Ah, entende-se agora que aquela terceira pessoa, ou segundo autor, que criou toda esta novela policial, escreva "Vandeli", só com um discreto "l", refira, se foi ele quem o fez, que o documento tem 22 cm, quando realmente as dimensões mais próximas são 24x18, e anote os 3.'. fólios, que podiam ser quatro, e fólios de acácia!, se o quarto não tivesse sido cortado de modo a ficar sobreposto aos outros 3.'. como estreita badana.

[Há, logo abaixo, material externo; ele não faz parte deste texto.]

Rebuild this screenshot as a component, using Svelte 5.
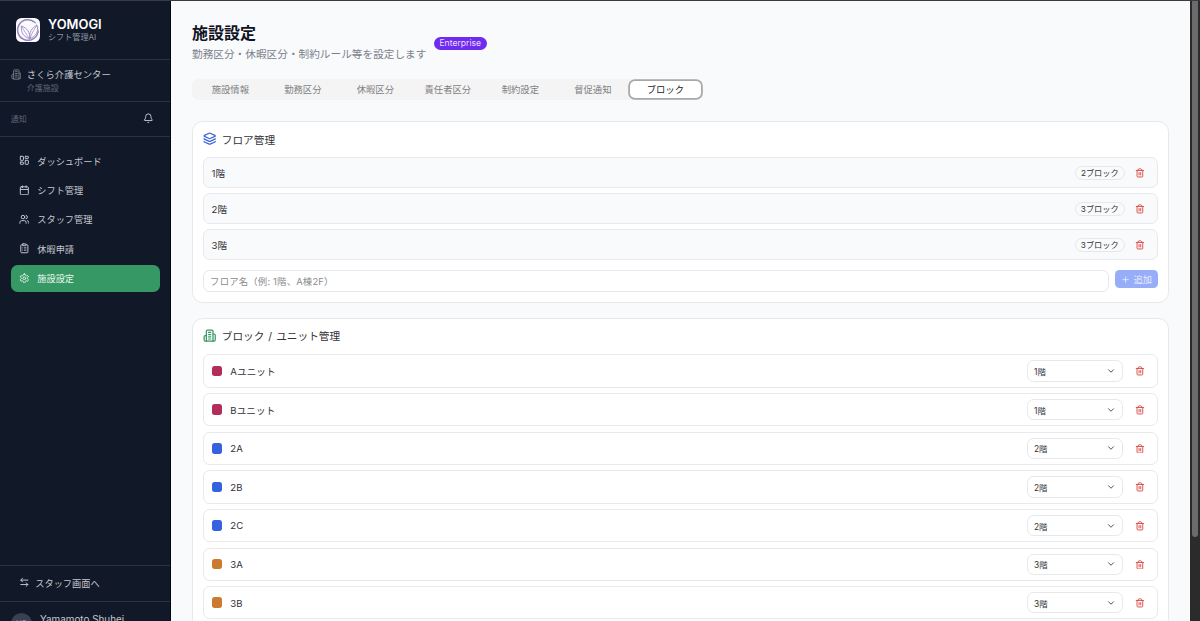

Por todos estes motivos de desvendamento e simultâneo ocultamento da identidade só descobri o manuscrito porque, em certas situações de pesquisa, entro em linha de conta com o teatro que só não vê quem não quer ver, e por isso não procuro só Galopim, também procuro Gallopim; além de Francisco Newton, também pesquiso pelos termos Reesetan, New.on, Nitom, etc.; além de Miss Pimb, também vejo se no banco de dados não haverá nenhuma pista sobre a misteriosa Stella Carbono14.'. E enfim, não é a primeira vez nem a última que Vandelli é tratado por Vandeli, e resta saber se alguns Vandel não serão outras tantas máscaras do mesmo expatriado em maré de anti-maçonismo.
A mitificação só é possível face à variedade de informações sobre factos que na vida mortal são únicos. Já o tenho dito, na senda de Richard Khaitzine: é hábito prestar falsas informações biográficas sobre iniciados. Também acerca dos santos muitas vezes nada sabemos de verdadeiro, apenas a lenda circula. A maçonaria assenta no ritual, põe o símbolo em acção. Os dados nem precisam de ser completamente falsos: basta que as mortes rituais se sobreponham à morte física, para a personagem ficar montada nos altos coturnos da sacralidade.